All of the lines below are to be transcribed faithfully, with pictures excluded from the copy.

**Dataset content**:
——————————

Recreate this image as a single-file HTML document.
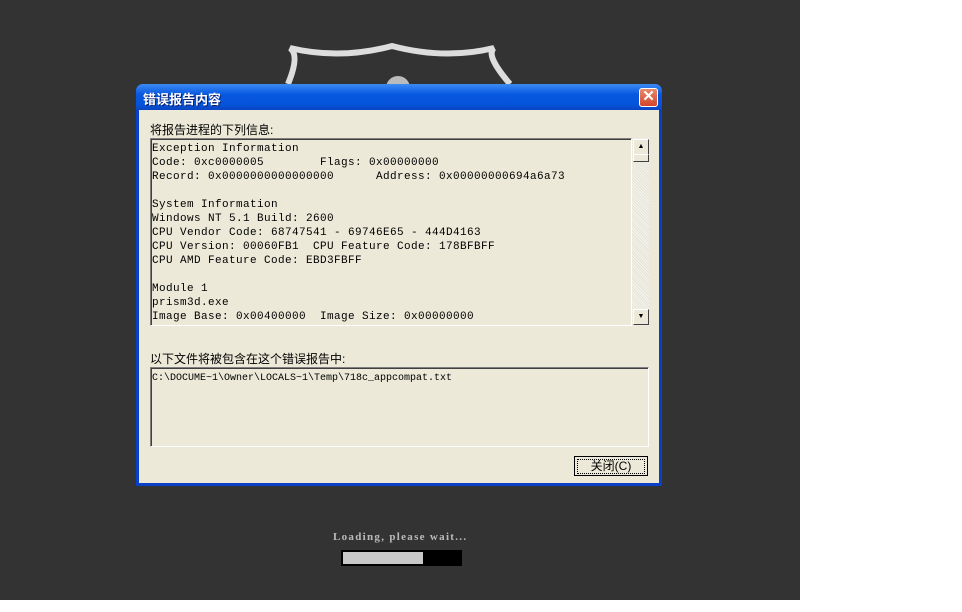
<!DOCTYPE html>
<html><head><meta charset="utf-8"><style>
body{margin:0;width:962px;height:612px;background:#fff;position:relative;overflow:hidden;font-family:"Liberation Sans","Noto Sans CJK SC",sans-serif}
.bg{position:absolute;left:0;top:0;width:800px;height:600px;background:#333333}
.dlg{position:absolute;left:136px;top:84px;width:526px;height:402px;background:#0a3fc8;border-radius:7px 7px 0 0}
.title{position:absolute;left:0;top:0;width:526px;height:26px;background:linear-gradient(#3b8cf5,#0858e0 40%,#0553d8 80%,#0a44c0);border-radius:7px 7px 0 0}
.title span{position:absolute;left:7px;top:5px;color:#fff;font-size:13px;font-weight:bold;text-shadow:1px 1px #0a1f70}
.x{position:absolute;right:4px;top:4px;width:19px;height:19px;background:linear-gradient(#e88a6c,#d2452a);border:1px solid #fff;border-radius:3px;box-sizing:border-box;color:#fff;font-size:15px;line-height:16px;text-align:center;font-weight:bold}
.body{position:absolute;left:3px;top:26px;width:520px;height:373px;background:#ece9d8}
.lbl{position:absolute;font-size:12px;color:#000}
.box{position:absolute;background:#ece9d8;border:1px solid;border-color:#7f7f7f #fff #fff #7f7f7f;box-shadow:inset 1px 1px #404040;}
pre{margin:0;font-family:"Liberation Mono",monospace;font-size:11px;line-height:14px;color:#000}
.sb{position:absolute;left:632px;top:138px;width:17px;height:188px;background:repeating-linear-gradient(45deg,#f4f3ee 0 1px,#e6e3d6 1px 2px)}
.btnsm{position:absolute;left:1px;width:14px;height:14px;background:#ece9d8;border:1px solid;border-color:#fff #404040 #404040 #fff;font-size:7px;text-align:center;line-height:14px}
.btn{position:absolute;left:574px;top:456px;width:74px;height:20px;border:1px solid #000;background:#ece9d8;box-sizing:border-box;font-size:12px;text-align:center;line-height:18px}
.btn span{display:block;margin:2px;border:1px dotted #000;line-height:13px}
</style></head><body>
<div class="bg"></div>
<svg style="position:absolute;left:280px;top:40px" width="240" height="50"><path d="M8 44 Q20 15 10 8 Q60 20 112 6 Q165 20 214 8 Q205 15 230 44" fill="none" stroke="#ddd" stroke-width="6"/><circle cx="118" cy="48" r="12" fill="#bbb"/></svg>
<div class="dlg"><div class="title"><span>错误报告内容</span><div class="x">✕</div></div><div class="body"></div></div>
<div class="lbl" style="left:150px;top:121px">将报告进程的下列信息:</div>
<div class="box" style="left:150px;top:138px;width:480px;height:186px;overflow:hidden"><pre style="padding:3px 0 0 1px;letter-spacing:0.4px">Exception Information
Code: 0xc0000005        Flags: 0x00000000
Record: 0x0000000000000000      Address: 0x00000000694a6a73

System Information
Windows NT 5.1 Build: 2600
CPU Vendor Code: 68747541 - 69746E65 - 444D4163
CPU Version: 00060FB1  CPU Feature Code: 178BFBFF
CPU AMD Feature Code: EBD3FBFF

Module 1
prism3d.exe
Image Base: 0x00400000  Image Size: 0x00000000</pre></div>
<div class="sb"><div class="btnsm" style="top:1px">▲</div><div class="btnsm" style="top:16px;height:6px"></div><div class="btnsm" style="top:171px">▼</div></div>
<div class="lbl" style="left:150px;top:350px">以下文件将被包含在这个错误报告中:</div>
<div class="box" style="left:150px;top:367px;width:497px;height:78px"><pre style="padding:4px 0 0 1px;font-size:10px">C:\DOCUME~1\Owner\LOCALS~1\Temp\718c_appcompat.txt</pre></div>
<div class="btn"><span>关闭(C)</span></div>
<div style="position:absolute;left:333px;top:531px;color:#bbb;font-family:'Liberation Serif',serif;font-size:11px;font-weight:bold;letter-spacing:1.3px">Loading, please wait...</div>
<div style="position:absolute;left:341px;top:550px;width:121px;height:16px;background:#000"><div style="position:absolute;left:2px;top:2px;width:80px;height:12px;background:#c8c8c8"></div></div>
</body></html>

——————————

**Solution to this exercise**:
Recreate this image as a single-file HTML document.
<!DOCTYPE html>
<html><head><meta charset="utf-8"><style>
body{margin:0;width:962px;height:612px;background:#fff;position:relative;overflow:hidden;font-family:"Liberation Sans","Noto Sans CJK SC",sans-serif}
.bg{position:absolute;left:0;top:0;width:800px;height:600px;background:#333333}
.dlg{position:absolute;left:136px;top:84px;width:526px;height:402px;background:#0a3fc8;border-radius:7px 7px 0 0}
.title{position:absolute;left:0;top:0;width:526px;height:26px;background:linear-gradient(#3b8cf5,#0858e0 40%,#0553d8 80%,#0a44c0);border-radius:7px 7px 0 0}
.title span{position:absolute;left:7px;top:5px;color:#fff;font-size:13px;font-weight:bold;text-shadow:1px 1px #0a1f70}
.x{position:absolute;right:4px;top:4px;width:19px;height:19px;background:linear-gradient(#e88a6c,#d2452a);border:1px solid #fff;border-radius:3px;box-sizing:border-box;color:#fff;font-size:15px;line-height:16px;text-align:center;font-weight:bold}
.body{position:absolute;left:3px;top:26px;width:520px;height:373px;background:#ece9d8}
.lbl{position:absolute;font-size:12px;color:#000}
.box{position:absolute;background:#ece9d8;border:1px solid;border-color:#7f7f7f #fff #fff #7f7f7f;box-shadow:inset 1px 1px #404040;}
pre{margin:0;font-family:"Liberation Mono",monospace;font-size:11px;line-height:14px;color:#000}
.sb{position:absolute;left:632px;top:138px;width:17px;height:188px;background:repeating-linear-gradient(45deg,#f4f3ee 0 1px,#e6e3d6 1px 2px)}
.btnsm{position:absolute;left:1px;width:14px;height:14px;background:#ece9d8;border:1px solid;border-color:#fff #404040 #404040 #fff;font-size:7px;text-align:center;line-height:14px}
.btn{position:absolute;left:574px;top:456px;width:74px;height:20px;border:1px solid #000;background:#ece9d8;box-sizing:border-box;font-size:12px;text-align:center;line-height:18px}
.btn span{display:block;margin:2px;border:1px dotted #000;line-height:13px}
</style></head><body>
<div class="bg"></div>
<svg style="position:absolute;left:280px;top:40px" width="240" height="50"><path d="M8 44 Q20 15 10 8 Q60 20 112 6 Q165 20 214 8 Q205 15 230 44" fill="none" stroke="#ddd" stroke-width="6"/><circle cx="118" cy="48" r="12" fill="#bbb"/></svg>
<div class="dlg"><div class="title"><span>错误报告内容</span><div class="x">✕</div></div><div class="body"></div></div>
<div class="lbl" style="left:150px;top:121px">将报告进程的下列信息:</div>
<div class="box" style="left:150px;top:138px;width:480px;height:186px;overflow:hidden"><pre style="padding:3px 0 0 1px;letter-spacing:0.4px">Exception Information
Code: 0xc0000005        Flags: 0x00000000
Record: 0x0000000000000000      Address: 0x00000000694a6a73

System Information
Windows NT 5.1 Build: 2600
CPU Vendor Code: 68747541 - 69746E65 - 444D4163
CPU Version: 00060FB1  CPU Feature Code: 178BFBFF
CPU AMD Feature Code: EBD3FBFF

Module 1
prism3d.exe
Image Base: 0x00400000  Image Size: 0x00000000</pre></div>
<div class="sb"><div class="btnsm" style="top:1px">▲</div><div class="btnsm" style="top:16px;height:6px"></div><div class="btnsm" style="top:171px">▼</div></div>
<div class="lbl" style="left:150px;top:350px">以下文件将被包含在这个错误报告中:</div>
<div class="box" style="left:150px;top:367px;width:497px;height:78px"><pre style="padding:4px 0 0 1px;font-size:10px">C:\DOCUME~1\Owner\LOCALS~1\Temp\718c_appcompat.txt</pre></div>
<div class="btn"><span>关闭(C)</span></div>
<div style="position:absolute;left:333px;top:531px;color:#bbb;font-family:'Liberation Serif',serif;font-size:11px;font-weight:bold;letter-spacing:1.3px">Loading, please wait...</div>
<div style="position:absolute;left:341px;top:550px;width:121px;height:16px;background:#000"><div style="position:absolute;left:2px;top:2px;width:80px;height:12px;background:#c8c8c8"></div></div>
</body></html>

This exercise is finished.